# RECORDS SUPPLIED start

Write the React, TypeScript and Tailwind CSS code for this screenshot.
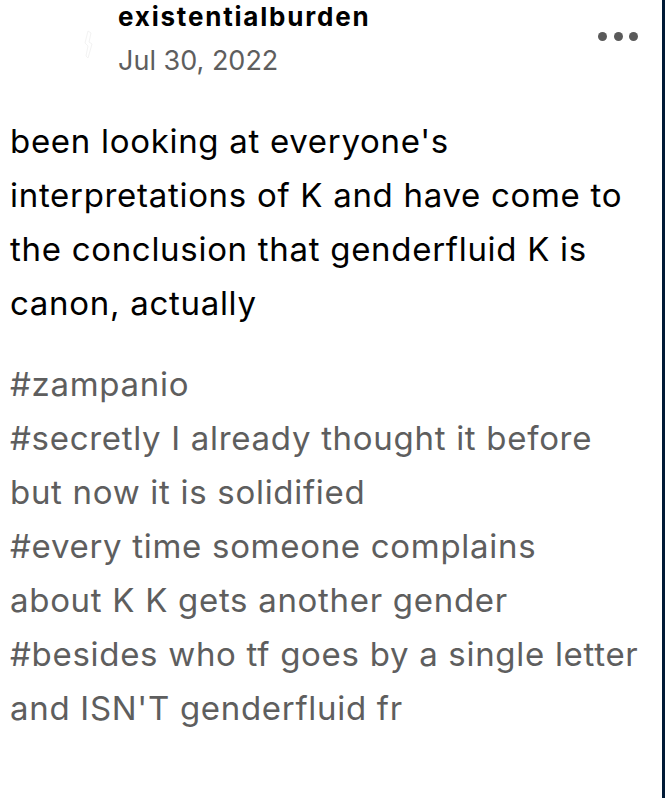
const bodyLines = [
  "been looking at everyone's",
  "interpretations of K and have come to",
  "the conclusion that genderfluid K is",
  "canon, actually",
];

// each tag is an array of its wrapped lines
const tags = [
  ["#zampanio"],
  ["#secretly I already thought it before", "but now it is solidified"],
  ["#every time someone complains", "about K K gets another gender"],
  ["#besides who tf goes by a single letter", "and ISN'T genderfluid fr"],
];

export default function App() {
  return (
    <div className="w-[665px] h-[798px] bg-white flex font-['Inter',sans-serif] overflow-hidden">
      <div className="flex-1 flex flex-col">
        {/* header */}
        <div className="flex items-start pr-[24px]">
          <div className="w-[118px] flex justify-end pr-[24px] pt-[30px]">
            {/* faint avatar remnant */}
            <svg width="10" height="30" viewBox="0 0 10 30" fill="none">
              <path d="M4 1 L7 3 L5 12 L8 14 L4 28 L2 26 L4 16 L1 13 Z" stroke="#f3f3f3" strokeWidth="1" />
            </svg>
          </div>
          <div className="flex-1 flex flex-col">
            <span className="text-[26px] leading-[34px] font-bold tracking-[1.8px] text-black">existentialburden</span>
            <span className="mt-[1px] text-[27px] leading-[52px] text-[#5e5e5e]">Jul 30, 2022</span>
          </div>
          <div className="flex gap-[6.5px] pt-[32px]">
            <span className="w-[9px] h-[9px] rounded-full bg-[#5a5a5a]" />
            <span className="w-[9px] h-[9px] rounded-full bg-[#5a5a5a]" />
            <span className="w-[9px] h-[9px] rounded-full bg-[#5a5a5a]" />
          </div>
        </div>
        {/* body */}
        <div className="mt-[27px] px-[10px] flex flex-col text-[33px] leading-[54px] tracking-[0.7px] text-black whitespace-nowrap">
          {bodyLines.map((l) => (
            <span key={l}>{l}</span>
          ))}
        </div>
        {/* tags */}
        <div className="mt-[27px] px-[10px] flex flex-col text-[33px] leading-[54px] tracking-[0.7px] text-[#5e5e5e] whitespace-nowrap">
          {tags.map((t) => (
            <a key={t[0]} className="flex flex-col">
              {t.map((l) => (
                <span key={l}>{l}</span>
              ))}
            </a>
          ))}
        </div>
      </div>
      <div className="w-[3px] bg-[#001935]" />
    </div>
  );
}
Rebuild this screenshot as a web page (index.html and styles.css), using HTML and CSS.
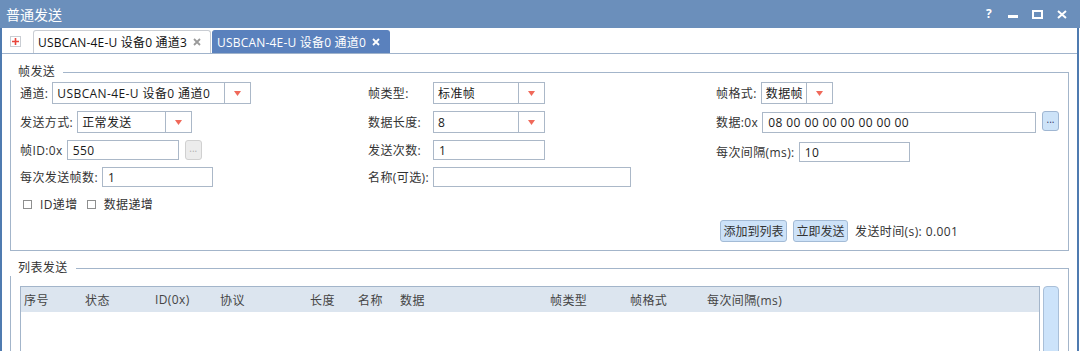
FILE: index.html
```html
<!DOCTYPE html>
<html lang="zh-CN">
<head>
    <meta charset="UTF-8">
    <title>普通发送</title>
    <link rel="stylesheet" href="styles.css">
</head>
<body>
    <div class="titlebar">
        <span class="title">普通发送</span>
        <div class="win-btns">
            <span class="win-help">?</span>
            <svg width="10" height="10" viewBox="0 0 10 10"><rect x="0" y="6" width="10" height="3" fill="#fff"/></svg>
            <svg width="11" height="9" viewBox="0 0 11 9"><rect x="1" y="1" width="9" height="7" fill="none" stroke="#fff" stroke-width="2"/></svg>
            <svg width="10" height="9" viewBox="0 0 10 9"><path d="M1 1 L9 8 M9 1 L1 8" stroke="#fff" stroke-width="2"/></svg>
        </div>
    </div>

    <div class="window">
        <div class="tabstrip">
            <span class="tab-add">
                <svg width="9" height="9" viewBox="0 0 9 9"><path d="M4.5 1 V8 M1 4.5 H8" stroke="#e8453c" stroke-width="1.6"/></svg>
            </span>
            <div class="tab">
                <span>USBCAN-4E-U 设备0 通道3</span>
                <svg class="tab-close" width="8" height="8" viewBox="0 0 8 8"><path d="M1 1 L7 7 M7 1 L1 7" stroke="#9a9a9a" stroke-width="1.8"/></svg>
            </div>
            <div class="tab active">
                <span>USBCAN-4E-U 设备0 通道0</span>
                <svg class="tab-close" width="8" height="8" viewBox="0 0 8 8"><path d="M1 1 L7 7 M7 1 L1 7" stroke="#fff" stroke-width="1.8"/></svg>
            </div>
        </div>

        <div class="main">
            <!-- 帧发送 -->
            <div class="group">
                <div class="group-head">
                    <span class="group-title">帧发送</span>
                    <span class="group-rule"></span>
                </div>
                <div class="group-body frame-body">
                    <div class="col">
                        <div class="field">
                            <label>通道:</label>
                            <div class="combo combo-channel"><span class="combo-text">USBCAN-4E-U 设备0 通道0</span><span class="combo-arrow"><svg width="7" height="5" viewBox="0 0 7 5"><path d="M0 0 H7 L3.5 5 Z" fill="#f0695a"/></svg></span></div>
                        </div>
                        <div class="field">
                            <label>发送方式:</label>
                            <div class="combo combo-mode"><span class="combo-text">正常发送</span><span class="combo-arrow"><svg width="7" height="5" viewBox="0 0 7 5"><path d="M0 0 H7 L3.5 5 Z" fill="#f0695a"/></svg></span></div>
                        </div>
                        <div class="field short">
                            <label>帧ID:0x</label>
                            <input class="in-id" type="text" value="550">
                            <span class="dots-btn disabled">...</span>
                        </div>
                        <div class="field short">
                            <label>每次发送帧数:</label>
                            <input class="in-count" type="text" value="1">
                        </div>
                        <div class="field short checks">
                            <span class="check"></span><span class="check-label">ID递增</span>
                            <span class="check"></span><span class="check-label">数据递增</span>
                        </div>
                    </div>

                    <div class="col col-mid">
                        <div class="field">
                            <label>帧类型:</label>
                            <div class="combo combo-type"><span class="combo-text">标准帧</span><span class="combo-arrow"><svg width="7" height="5" viewBox="0 0 7 5"><path d="M0 0 H7 L3.5 5 Z" fill="#f0695a"/></svg></span></div>
                        </div>
                        <div class="field">
                            <label>数据长度:</label>
                            <div class="combo combo-type"><span class="combo-text">8</span><span class="combo-arrow"><svg width="7" height="5" viewBox="0 0 7 5"><path d="M0 0 H7 L3.5 5 Z" fill="#f0695a"/></svg></span></div>
                        </div>
                        <div class="field short">
                            <label>发送次数:</label>
                            <input class="in-times" type="text" value="1">
                        </div>
                        <div class="field short">
                            <label>名称(可选):</label>
                            <input class="in-name" type="text" value="">
                        </div>
                    </div>

                    <div class="col col-right">
                        <div class="field">
                            <label>帧格式:</label>
                            <div class="combo combo-format"><span class="combo-text">数据帧</span><span class="combo-arrow"><svg width="7" height="5" viewBox="0 0 7 5"><path d="M0 0 H7 L3.5 5 Z" fill="#f0695a"/></svg></span></div>
                        </div>
                        <div class="field">
                            <label>数据:0x</label>
                            <input class="in-data" type="text" value="08 00 00 00 00 00 00 00">
                            <span class="dots-btn">...</span>
                        </div>
                        <div class="field short interval">
                            <label>每次间隔(ms):</label>
                            <input class="in-interval" type="text" value="10">
                        </div>
                        <div class="actions">
                            <button class="btn btn-add">添加到列表</button>
                            <button class="btn btn-send">立即发送</button>
                            <span class="send-time">发送时间(s): 0.001</span>
                        </div>
                    </div>
                </div>
            </div>

            <!-- 列表发送 -->
            <div class="group group-list">
                <div class="group-head">
                    <span class="group-title">列表发送</span>
                    <span class="group-rule"></span>
                </div>
                <div class="group-body list-body">
                    <div class="table">
                        <div class="table-head">
                            <span>序号</span>
                            <span>状态</span>
                            <span>ID(0x)</span>
                            <span>协议</span>
                            <span>长度</span>
                            <span>名称</span>
                            <span>数据</span>
                            <span>帧类型</span>
                            <span>帧格式</span>
                            <span>每次间隔(ms)</span>
                        </div>
                    </div>
                    <div class="scrollbar"></div>
                </div>
            </div>
        </div>
    </div>
</body>
</html>
```

FILE: styles.css
```css
/* 普通发送 window */
* {
    box-sizing: border-box;
}

body {
    margin: 0;
    width: 1080px;
    height: 351px;
    overflow: hidden;
    background: #ffffff;
    font-family: "Open Sans", "Noto Sans CJK SC", sans-serif;
    font-size: 12px;
    letter-spacing: 0.4px;
    color: #333333;
}

.titlebar {
    height: 28px;
    background-color: #6b8fbb;
    color: #ffffff;
    display: flex;
    align-items: center;
    padding-left: 6px;
}

.title {
    font-size: 14px;
    letter-spacing: 0;
    font-family: "Noto Sans CJK SC", sans-serif;
}

.win-btns {
    margin-left: auto;
    display: flex;
    align-items: center;
    gap: 14px;
    padding-right: 13px;
}

.win-help {
    font-weight: bold;
    font-size: 12px;
    width: 7px;
    line-height: 12px;
    margin-right: 1px;
}

.window {
    width: 1079px;
    height: 323px;
    border-left: 2px solid #4f7bb0;
    border-right: 2px solid #4f7bb0;
    overflow: hidden;
}

/* tabs */
.tabstrip {
    height: 26px;
    border-bottom: 1px solid #a0b3cb;
    display: flex;
    align-items: flex-end;
    padding-left: 8px;
}

.tab-add {
    align-self: center;
    width: 11px;
    height: 11px;
    margin-right: 12px;
    margin-top: 1px;
    border: 1px solid #c9cdd3;
    display: flex;
    align-items: center;
    justify-content: center;
}

.tab {
    width: 178px;
    height: 23px;
    padding: 0 9px 0 4px;
    display: flex;
    align-items: center;
    border: 1px solid #c9cdd3;
    border-bottom: none;
    border-radius: 3px 3px 0 0;
    color: #111111;
    letter-spacing: 0.2px;
    white-space: nowrap;
}

.tab.active {
    background-color: #5a81bd;
    border-color: #5a81bd;
    color: #ffffff;
    margin-left: 1px;
}

.tab-close {
    margin-left: auto;
    flex-shrink: 0;
}

/* groups */
.main {
    padding: 10px 8px 0 8px;
}

.group-head {
    display: flex;
    height: 16px;
}

.group-title {
    line-height: 16px;
    padding: 0 8px;
}

.group-rule {
    flex: 1;
    margin-top: 8px;
    border-top: 1px solid #a3b5ca;
    border-right: 1px solid #a3b5ca;
}

.group-body {
    border: 1px solid #a3b5ca;
    border-top: none;
}

.frame-body {
    display: grid;
    grid-template-columns: 348px 348px 1fr;
    padding: 2px 9px 8px 9px;
}

.col {
    display: flex;
    flex-direction: column;
    gap: 7px;
}

.field {
    display: flex;
    align-items: center;
    gap: 4px;
    height: 22px;
}

.field.short {
    height: 20px;
}

.field label {
    white-space: nowrap;
}

.col-mid .field {
    gap: 0;
}

.col-mid .field label {
    width: 65px;
}

.field.interval {
    margin-top: 2px;
}

input {
    font: inherit;
    letter-spacing: inherit;
    color: #1a1a1a;
    height: 20px;
    border: 1px solid #abb8c8;
    padding: 0 5px;
    outline: none;
}

.combo {
    height: 22px;
    border: 1px solid #abb8c8;
    display: flex;
    color: #1a1a1a;
}

.combo-text {
    flex: 1;
    padding-left: 4px;
    display: flex;
    align-items: center;
    white-space: nowrap;
    overflow: hidden;
}

.combo-arrow {
    width: 26px;
    border-left: 1px solid #abb8c8;
    display: flex;
    align-items: center;
    justify-content: center;
}

.combo-channel { width: 199px; }
.combo-mode { width: 115px; }
.combo-type { width: 112px; }
.combo-format { width: 72px; }

.in-id { width: 112px; }
.in-count { width: 111px; }
.in-times { width: 112px; }
.in-name { width: 198px; }
.in-interval { width: 111px; }

.in-data {
    flex: 1;
    height: 21px;
    min-width: 0;
}

.dots-btn {
    width: 17px;
    height: 20px;
    margin-left: 2px;
    border: 1px solid #9fb6d2;
    border-radius: 3px;
    background: #cde3f8;
    font-size: 10px;
    letter-spacing: 0;
    line-height: 14px;
    text-align: center;
    color: #333366;
    align-self: flex-start;
}

.dots-btn.disabled {
    background: #ececec;
    border-color: #d0d0d0;
    color: #b0b0b0;
    margin-left: 2px;
}

.checks {
    gap: 0;
    padding-left: 3px;
}

.check {
    width: 9px;
    height: 9px;
    border: 1px solid #8e8f8f;
    margin-right: 8px;
}

.check-label {
    margin-right: 9px;
}

.actions {
    margin-top: 51px;
    padding-left: 4px;
    display: flex;
    align-items: center;
    gap: 6px;
}

.btn {
    font: inherit;
    letter-spacing: 0;
    color: #333333;
    height: 22px;
    padding: 0;
    border: 1px solid #a3bbd6;
    border-radius: 3px;
    background: #cde2f8;
}

.btn-add { width: 67px; }
.btn-send { width: 55px; }

.send-time {
    margin-left: 1px;
}

/* list */
.group-list {
    margin-top: 9px;
}

.list-body {
    display: flex;
    height: 120px;
    padding: 10px 9px 0 9px;
}

.table {
    flex: 1;
    border: 1px solid #a3b5ca;
}

.table-head {
    display: grid;
    grid-template-columns: 61px 70px 65px 90px 48px 42px 150px 80px 77px 1fr;
    height: 25px;
    align-items: center;
    background: #dce5ef;
    color: #444444;
}

.table-head span {
    padding-left: 3px;
    white-space: nowrap;
}

.scrollbar {
    width: 16px;
    margin-left: 3px;
    background: #cce3fa;
    border: 1px solid #a9bfd8;
    border-radius: 4px;
}
```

# RECORDS SUPPLIED end

* **REQUEST**: Search the entries for the word "index" and gather every line where it appears.

* **WORKED ANSWER**:
Rebuild this screenshot as a web page (index.html and styles.css), using HTML and CSS.
FILE: index.html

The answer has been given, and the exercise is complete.